Nobody noticed, but I’ll confess anyway. I played a tiny trick on readers last month. It was more of an inside joke, really. But, in April’s article (“Klong Takian”) I conducted an experiment in the English language. As a writing challenge to myself, I penned the piece using British English. It wasn’t easy. Microserf® automatically switched my spelling into the American version, reverting me back to my American status against my will. I had to reinsert “Y” into “tyre”, “U” into “colour”, and “S” into “civilisation”. Even then, each British spelling was marked as a mistake with a red squiggly line. My British punctuation, in turn, was covered with hundreds of green squiggles showing writing errors. There were so many red and green ticks between the two that it made me sentimental for Christmas. It must be disheartening for British citizens to learn that, according to Bill Gates, they have been getting it wrong all these years.
I wondered if this was the reason why an English expatriate sold me his computer so cheaply (or maybe it was just the broken C drive). But, then again, the bloke was actually Welch – and I really don’t want to get into how loony their spelling is. With effort I could fool the software into words like “aeroplane” and “centre”. But, a sort of paranoia later crept in. I imagined my computer altering words like “fish, chips, and cider” into “hamburgers, fries, and coke”. While I slept at night I dreamt that my Stone Roses CD was converted into Brittney Spears. Which led to greater problems in the morning. I debated how far I should take my experiment with British-ness. Should I slip on trousers before taking a petro-quaffing jitney full of blokes? Should I take the lift to the loo in my flat or wait in queue beside the postbox? And how exactly do I number the floors anyway? Do I start counting with the ground floor or the first floor? Or is the second floor really the first?

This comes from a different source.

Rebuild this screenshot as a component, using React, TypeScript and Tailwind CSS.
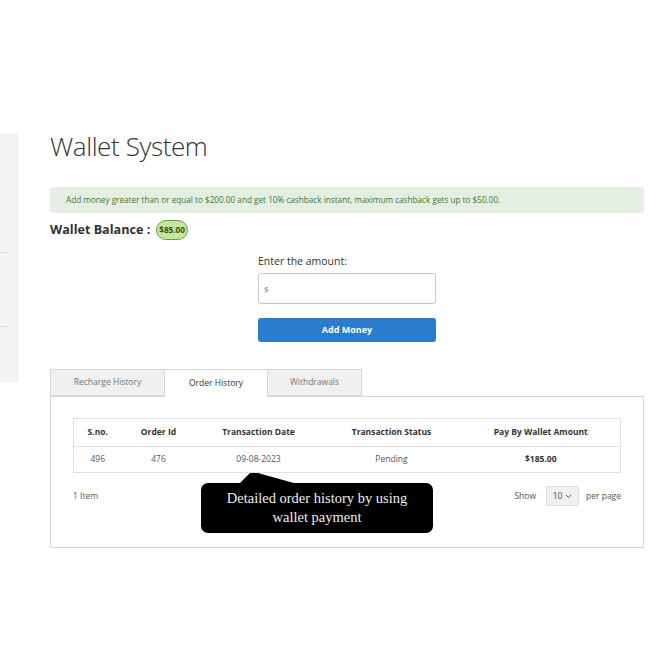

Well, by now, readers may be asking questions of their own; like what does this article have to do with teaching? Therefore, I’ll fast forward to my actual point. Each day our students are bombarded with English from all directions. The modern EFL student interacts with native speakers from across the globe. British teachers provide one version of English, American lecturers contradict this version, Canadians waver mysteriously between the two, and the Australians and Scottish – well – let’s just be nice and say that they are in a league of their own. The average Thai student is told by one source that one style is correct. In the next class they hear the opposite view. Then learners are expected to distinguish between the two. We offer students the burden of Dr. Jeckle and Mr. Hyde, then ask them to sort out this schizophrenic ride.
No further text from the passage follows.